The advantage of this strategy is that it requires less of your buying power than buying BTC outright.

Synthetic long payoff diagram.

Source: The Options Playbook

Example:

BTC is trading at $20,000, and you predict it will be above $20,000 in one month. Rather than buying BTC outright, you decide on the following low-cost synthetic long strategy, expiring in 30 days:

Buy 0.50 BTC $20,000 call option, for a premium of $500 (0.50 x $500 = $250 debit)

Sell 0.50 BTC $20,000 put, receiving a premium of $500 (0.50 x $500 = $250 credit)

Max profit: Unlimited

Max loss: Significant

Breakeven point: BTC price at the time of trade +/- cost.

In this example, the premium paid and the received premium are the same, meaning the cost of the trade is zero (+ transaction fees).

At expiration there are two outcomes:

  1. BTC is above $20,000. You profit from the difference between the settlement price and the strike price (settlement price - strike price - transaction costs).
  2. BTC is below $20,000. You lose the difference between $20,000 and the settlement price (strike price - settlement price - transaction costs).

Final Thoughts

With these three options strategies, you’ll be well-equipped to buy the dip with less risk in the bear market on the Bybit Options market and even turn a profit in times of volatility.

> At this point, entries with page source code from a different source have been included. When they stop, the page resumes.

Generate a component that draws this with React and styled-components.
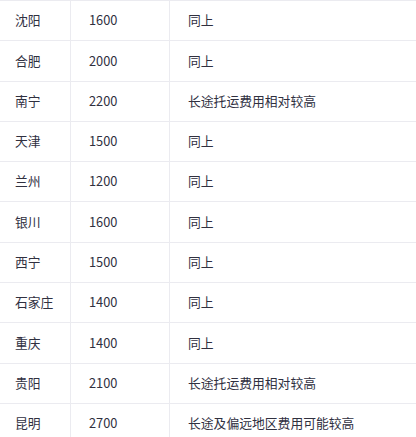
import React from "react";
import styled, { createGlobalStyle } from "styled-components";

const Global = createGlobalStyle`
  html, body { margin: 0; padding: 0; background: #ffffff; }
  body { overflow: hidden; }
`;

const Table = styled.div`
  width: 416px;
  display: flex;
  flex-direction: column;
  font-family: "Noto Sans CJK SC", "Noto Sans", sans-serif;
  font-size: 12.8px;
  color: #30303f;
`;

const Row = styled.div`
  display: grid;
  grid-template-columns: 70px 99px 1fr;
  height: 40.3px;
  box-sizing: border-box;
  border-top: 1px solid #ebebf0;
`;

const Cell = styled.div`
  display: flex;
  align-items: center;
  padding-left: ${(p) => (p.$first ? "15px" : "18px")};
  border-left: ${(p) => (p.$first ? "none" : "1px solid #ebebf0")};
  white-space: nowrap;
  line-height: 1;
`;

const rows = [
  ["沈阳", "1600", "同上"],
  ["合肥", "2000", "同上"],
  ["南宁", "2200", "长途托运费用相对较高"],
  ["天津", "1500", "同上"],
  ["兰州", "1200", "同上"],
  ["银川", "1600", "同上"],
  ["西宁", "1500", "同上"],
  ["石家庄", "1400", "同上"],
  ["重庆", "1400", "同上"],
  ["贵阳", "2100", "长途托运费用相对较高"],
  ["昆明", "2700", "长途及偏远地区费用可能较高"],
];

export default function App() {
  return (
    <>
      <Global />
      <Table>
        {rows.map((r) => (
          <Row key={r[0]}>
            <Cell $first>{r[0]}</Cell>
            <Cell>{r[1]}</Cell>
            <Cell>{r[2]}</Cell>
          </Row>
        ))}
      </Table>
    </>
  );
}
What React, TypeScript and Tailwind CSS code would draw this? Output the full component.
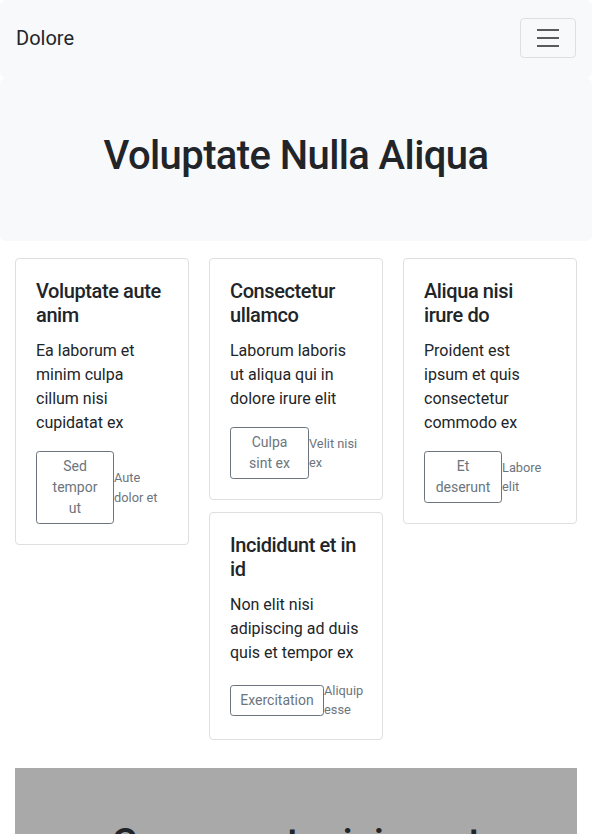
import React from "react";

type Card = {
  title: string;
  text: string;
  btn: string;
  btnW: string;
  small: string;
};

const col1: Card[] = [
  { title: "Voluptate aute anim", text: "Ea laborum et minim culpa cillum nisi cupidatat ex", btn: "Sed tempor ut", btnW: "w-[78px]", small: "Aute dolor et" },
];
const col2: Card[] = [
  { title: "Consectetur ullamco", text: "Laborum laboris ut aliqua qui in dolore irure elit", btn: "Culpa sint ex", btnW: "w-[79px]", small: "Velit nisi ex" },
  { title: "Incididunt et in id", text: "Non elit nisi adipiscing ad duis quis et tempor ex", btn: "Exercitation", btnW: "w-[94px]", small: "Aliquip esse" },
];
const col3: Card[] = [
  { title: "Aliqua nisi irure do", text: "Proident est ipsum et quis consectetur commodo ex", btn: "Et deserunt", btnW: "w-[78px]", small: "Labore elit" },
];

function CardView({ c }: { c: Card }) {
  return (
    <div className="rounded-[4px] border border-[#dfdfdf] bg-white p-5">
      <h5 className="mb-3 text-[20px] font-medium leading-[24px] tracking-[-0.4px] text-[#212529]">{c.title}</h5>
      <p className="mb-4 text-[16px] leading-[24px] text-[#212529]">{c.text}</p>
      <div className="flex items-center justify-between">
        <button
          className={`${c.btnW} shrink-0 rounded-[3.2px] border border-[#6c757d] px-2 py-1 text-center text-[14px] leading-[21px] text-[#6c757d]`}
        >
          {c.btn}
        </button>
        <small className="min-w-0 flex-1 text-[12.8px] leading-[19.2px] text-[#6c757d]">{c.small}</small>
      </div>
    </div>
  );
}

export default function App() {
  return (
    <div className="min-h-[834px] bg-white font-['Roboto','Liberation_Sans',sans-serif] text-[#212529]">
      <nav className="flex items-center justify-between rounded-[6px] bg-[#f8f9fa] pb-[20px] pl-4 pr-4 pt-[18px]">
        <span className="text-[20px] leading-[30px] text-[#212529]">Dolore</span>
        <button className="flex h-[40px] w-[56px] items-center justify-center rounded-[4px] border border-[rgba(0,0,0,0.1)]">
          <svg width="30" height="30" viewBox="0 0 30 30">
            <path d="M4 7h22M4 15h22M4 23h22" stroke="rgba(33,37,41,0.75)" strokeWidth="2" strokeLinecap="butt" />
          </svg>
        </button>
      </nav>
      <div className="rounded-[6px] bg-[#f8f9fa] pb-[61px] pt-[54px] text-center">
        <h1 className="text-[40px] font-medium leading-[48px] tracking-[-0.6px] text-[#212529]">Voluptate Nulla Aliqua</h1>
      </div>
      <div className="px-[15px]">
        <div className="mt-[17px] flex items-start gap-5">
          <div className="flex w-[174px] flex-col gap-3">
            {col1.map((c) => (
              <CardView key={c.title} c={c} />
            ))}
          </div>
          <div className="flex w-[174px] flex-col gap-3">
            {col2.map((c) => (
              <CardView key={c.title} c={c} />
            ))}
          </div>
          <div className="flex w-[174px] flex-col gap-3">
            {col3.map((c) => (
              <CardView key={c.title} c={c} />
            ))}
          </div>
        </div>
        <div className="mt-7 bg-[#a9a9a9] pb-12 pt-[52px] text-center">
          <h2 className="text-[40px] font-medium leading-[48px] tracking-[-0.6px] text-[#212529]">Consequat minim est</h2>
        </div>
      </div>
    </div>
  );
}
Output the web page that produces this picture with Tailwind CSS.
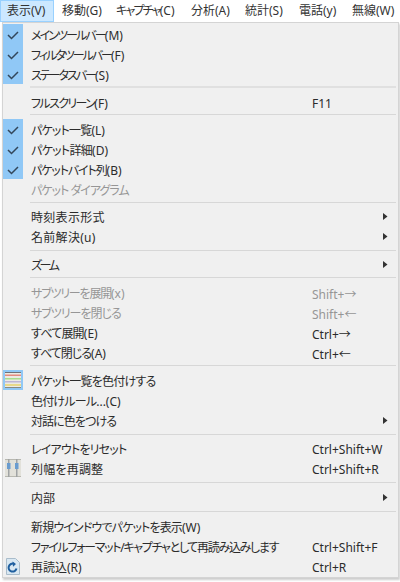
<!DOCTYPE html>
<html><head><meta charset="utf-8"><script src="https://cdn.jsdelivr.net/npm/@tailwindcss/browser@4"></script></head>
<body class="m-0 bg-white">
<div class="w-[400px] h-[582px] overflow-hidden bg-white flex flex-col text-[12px] leading-[22px] text-[#2b2b2b] [font-family:'Noto_Sans','Noto_Sans_CJK_JP',sans-serif] [font-feature-settings:'palt']">
  <div class="h-[22px] flex items-center shrink-0 text-[#333]">
    <div class="h-[22px] w-[54px] pl-[6px] bg-[#cce8ff] border border-[#99d1ff] flex items-center">表示(V)</div>
    <div class="ml-[8px] w-[54px]">移動(G)</div>
    <div class="w-[75px]"><span class="tracking-[-1.8px]">キャプチャ</span>(C)</div>
    <div class="w-[54px]">分析(A)</div>
    <div class="w-[54px]">統計(S)</div>
    <div class="w-[53px]">電話(y)</div>
    <div>無線(W)</div>
  </div>
  <div class="ml-[2px] mr-[1px] h-[556px] bg-[#f0f0f0] border border-[#d4d4d4] shadow-[1px_2px_2px_rgba(0,0,0,0.2)] pt-[1px] flex flex-col leading-[24px]">

    <div class="flex h-[60px] shrink-0">
      <div class="w-[20px] h-[60px] bg-[#90c8f6] flex flex-col shrink-0">
        <svg class="w-[20px] h-[20px]" viewBox="0 0 20 20"><path d="M5 11l3.5 3.5L15 8" fill="none" stroke="#33475a" stroke-width="1.5"/></svg>
        <svg class="w-[20px] h-[20px]" viewBox="0 0 20 20"><path d="M5 11l3.5 3.5L15 8" fill="none" stroke="#33475a" stroke-width="1.5"/></svg>
        <svg class="w-[20px] h-[20px]" viewBox="0 0 20 20"><path d="M5 11l3.5 3.5L15 8" fill="none" stroke="#33475a" stroke-width="1.5"/></svg>
      </div>
      <div class="pl-[8px] flex flex-col">
        <div class="h-[20px]"><span class="tracking-[-1.9px]">メインツールバー</span>(M)</div>
        <div class="h-[20px]"><span class="tracking-[-2px]">フィルタツールバー</span>(F)</div>
        <div class="h-[20px]"><span class="tracking-[-2px]">ステータスバー</span>(S)</div>
      </div>
    </div>
    <div class="h-[8px] pb-[2px] flex items-center pl-[27px] pr-[2px] shrink-0"><div class="h-[2px] w-full bg-[#e0e0e0]"></div></div>
    <div class="h-[20px] flex pl-[28px] shrink-0"><span class="w-[281px]"><span class="tracking-[-1.6px]">フルスクリーン</span>(F)</span><span>F11</span></div>
    <div class="h-[7px] pb-[2px] flex items-center pl-[27px] pr-[2px] shrink-0"><div class="h-[1px] w-full bg-[#d7d7d7]"></div></div>

    <div class="flex h-[80px] shrink-0">
      <div class="w-[20px] h-[60px] bg-[#90c8f6] flex flex-col shrink-0">
        <svg class="w-[20px] h-[20px]" viewBox="0 0 20 20"><path d="M5 11l3.5 3.5L15 8" fill="none" stroke="#33475a" stroke-width="1.5"/></svg>
        <svg class="w-[20px] h-[20px]" viewBox="0 0 20 20"><path d="M5 11l3.5 3.5L15 8" fill="none" stroke="#33475a" stroke-width="1.5"/></svg>
        <svg class="w-[20px] h-[20px]" viewBox="0 0 20 20"><path d="M5 11l3.5 3.5L15 8" fill="none" stroke="#33475a" stroke-width="1.5"/></svg>
      </div>
      <div class="pl-[8px] flex flex-col">
        <div class="h-[20px]"><span class="tracking-[-0.8px]">パケット一覧</span>(L)</div>
        <div class="h-[20px]"><span class="tracking-[-0.7px]">パケット詳細</span>(D)</div>
        <div class="h-[20px]"><span class="tracking-[-1.1px]">パケットバイト列</span>(B)</div>
        <div class="h-[20px] tracking-[-1px] text-[#969696]">パケット ダイアグラム</div>
      </div>
    </div>
    <div class="h-[7px] flex items-center pl-[27px] pr-[2px] shrink-0"><div class="h-[1px] w-full bg-[#d7d7d7]"></div></div>

    <div class="h-[20px] flex justify-between pl-[28px] pr-[10px] shrink-0"><span class="tracking-[0.3px]">時刻表示形式</span><svg class="w-[5px] h-[7px] mt-[7px]" viewBox="0 0 5 7"><path d="M0 0l4.5 3.5L0 7z" fill="#333"/></svg></div>
    <div class="h-[20px] flex justify-between pl-[28px] pr-[10px] shrink-0"><span class="tracking-[0.3px]">名前解決(u)</span><svg class="w-[5px] h-[7px] mt-[7px]" viewBox="0 0 5 7"><path d="M0 0l4.5 3.5L0 7z" fill="#333"/></svg></div>
    <div class="h-[8px] flex items-center pl-[27px] pr-[2px] shrink-0"><div class="h-[1px] w-full bg-[#d7d7d7]"></div></div>
    <div class="h-[20px] flex justify-between pl-[28px] pr-[10px] shrink-0"><span class="tracking-[-2.4px]">ズーム</span><svg class="w-[5px] h-[7px] mt-[7px]" viewBox="0 0 5 7"><path d="M0 0l4.5 3.5L0 7z" fill="#333"/></svg></div>
    <div class="h-[8px] pb-[2px] flex items-center pl-[27px] pr-[2px] shrink-0"><div class="h-[1px] w-full bg-[#d7d7d7]"></div></div>

    <div class="h-[20px] flex pl-[28px] text-[#969696] shrink-0"><span class="w-[281px]"><span class="tracking-[-1.2px]">サブツリーを展開</span>(x)</span><span>Shift+<span class="[font-family:'Noto_Sans_CJK_JP']">→</span></span></div>
    <div class="h-[20px] flex pl-[28px] text-[#969696] shrink-0"><span class="w-[281px] tracking-[-1px]">サブツリーを閉じる</span><span>Shift+<span class="[font-family:'Noto_Sans_CJK_JP']">←</span></span></div>
    <div class="h-[20px] flex pl-[28px] shrink-0"><span class="w-[281px]"><span class="tracking-[-0.8px]">すべて展開</span>(E)</span><span>Ctrl+<span class="[font-family:'Noto_Sans_CJK_JP']">→</span></span></div>
    <div class="h-[20px] flex pl-[28px] shrink-0"><span class="w-[281px]"><span class="tracking-[-1px]">すべて閉じる</span>(A)</span><span>Ctrl+<span class="[font-family:'Noto_Sans_CJK_JP']">←</span></span></div>
    <div class="h-[8px] pb-[2px] flex items-center pl-[27px] pr-[2px] shrink-0"><div class="h-[1px] w-full bg-[#d7d7d7]"></div></div>

    <div class="h-[20px] flex shrink-0">
      <div class="w-[20px] h-[20px] bg-[#90c8f6] flex items-center justify-center shrink-0">
        <svg class="w-[16px] h-[16px]" viewBox="0 0 16 16"><rect width="16" height="16" fill="#ecebe4"/><rect width="16" height="1" fill="#6f7378"/><rect y="2.5" width="16" height="1.5" fill="#e48a80"/><rect y="6" width="16" height="1.5" fill="#a9dc8e"/><rect y="9" width="16" height="1.5" fill="#bdb6d6"/><rect y="12" width="16" height="2" fill="#e8d98a"/><rect y="15" width="16" height="1" fill="#8a8a80"/></svg>
      </div>
      <span class="pl-[8px] tracking-[-0.75px]">パケット一覧を色付けする</span>
    </div>
    <div class="h-[20px] pl-[28px] shrink-0"><span class="tracking-[-0.8px]">色付けルール</span>...(C)</div>
    <div class="h-[20px] flex justify-between pl-[28px] pr-[10px] shrink-0"><span class="tracking-[-0.9px]">対話に色をつける</span><svg class="w-[5px] h-[7px] mt-[7px]" viewBox="0 0 5 7"><path d="M0 0l4.5 3.5L0 7z" fill="#333"/></svg></div>
    <div class="h-[8px] flex items-center pl-[27px] pr-[2px] shrink-0"><div class="h-[1px] w-full bg-[#d7d7d7]"></div></div>

    <div class="h-[20px] flex pl-[28px] shrink-0"><span class="w-[281px] tracking-[-0.8px]">レイアウトをリセット</span><span>Ctrl+Shift+W</span></div>
    <div class="h-[20px] flex shrink-0">
      <div class="w-[20px] h-[20px] flex items-center justify-center shrink-0">
        <svg class="w-[16px] h-[18px]" viewBox="0 0 16 18"><rect width="16" height="18" fill="#e2e1da"/><rect width="16" height="1" fill="#b8b8b0"/><rect y="17" width="16" height="1" fill="#b8b8b0"/><rect x="3" width="1.5" height="18" fill="#a0a3a4"/><rect x="11" width="1.5" height="18" fill="#a0a3a4"/><rect x="2" y="4" width="3.5" height="6" fill="#6a9ccf"/><rect x="10" y="4" width="3.5" height="6" fill="#6a9ccf"/></svg>
      </div>
      <span class="pl-[8px] w-[289px] tracking-[0.2px]">列幅を再調整</span><span>Ctrl+Shift+R</span>
    </div>
    <div class="h-[9px] flex items-center pl-[27px] pr-[2px] shrink-0"><div class="h-[1px] w-full bg-[#d7d7d7]"></div></div>
    <div class="h-[20px] flex justify-between pl-[28px] pr-[10px] shrink-0"><span>内部</span><svg class="w-[5px] h-[7px] mt-[7px]" viewBox="0 0 5 7"><path d="M0 0l4.5 3.5L0 7z" fill="#333"/></svg></div>
    <div class="h-[9px] flex items-center pl-[27px] pr-[2px] shrink-0"><div class="h-[1px] w-full bg-[#d7d7d7]"></div></div>

    <div class="h-[20px] pl-[28px] shrink-0"><span class="tracking-[-0.85px]">新規ウインドウでパケットを表示</span>(W)</div>
    <div class="h-[20px] flex pl-[28px] shrink-0"><span class="w-[281px] whitespace-nowrap tracking-[-1.3px]">ファイルフォーマット/キャプチャとして再読み込みします</span><span>Ctrl+Shift+F</span></div>
    <div class="h-[20px] flex shrink-0">
      <div class="w-[20px] h-[20px] flex items-center justify-center shrink-0">
        <svg class="w-[16px] h-[17px]" viewBox="0 0 16 17"><path d="M1.5 .5h9l4 4v12h-13z" fill="#d9e8f2" stroke="#a9bccb"/><path d="M11.5 10.5a4 4 0 1 1-2.4-4.6" fill="none" stroke="#1f5f9f" stroke-width="2"/><path d="M7.5 3.5l3.5 2.6-3 2.6z" fill="#1f5f9f"/></svg>
      </div>
      <span class="pl-[8px] w-[289px]">再読込(R)</span><span>Ctrl+R</span>
    </div>
  </div>
</div>
</body></html>
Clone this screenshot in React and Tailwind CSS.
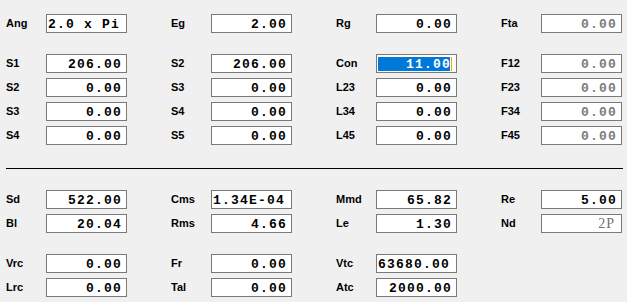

For beginners, using cash-secured put will help you get paid for buying crypto at a discount or making money if the dip doesn't materialize. The key to this strategy is selling a put option at a price you are happy to buy the underlying asset.

If you're looking for a low-risk bullish strategy with a high chance of profit that won't eat up your buying power, the bull put spread could be a perfect choice. To increase your chance of profit, choose strike prices you expect to expire worthless.

For advanced traders with a big appetite for risk, the synthetic long offers a flexible alternative to buying crypto outright. The beauty of this strategy is that you may even get paid for using it.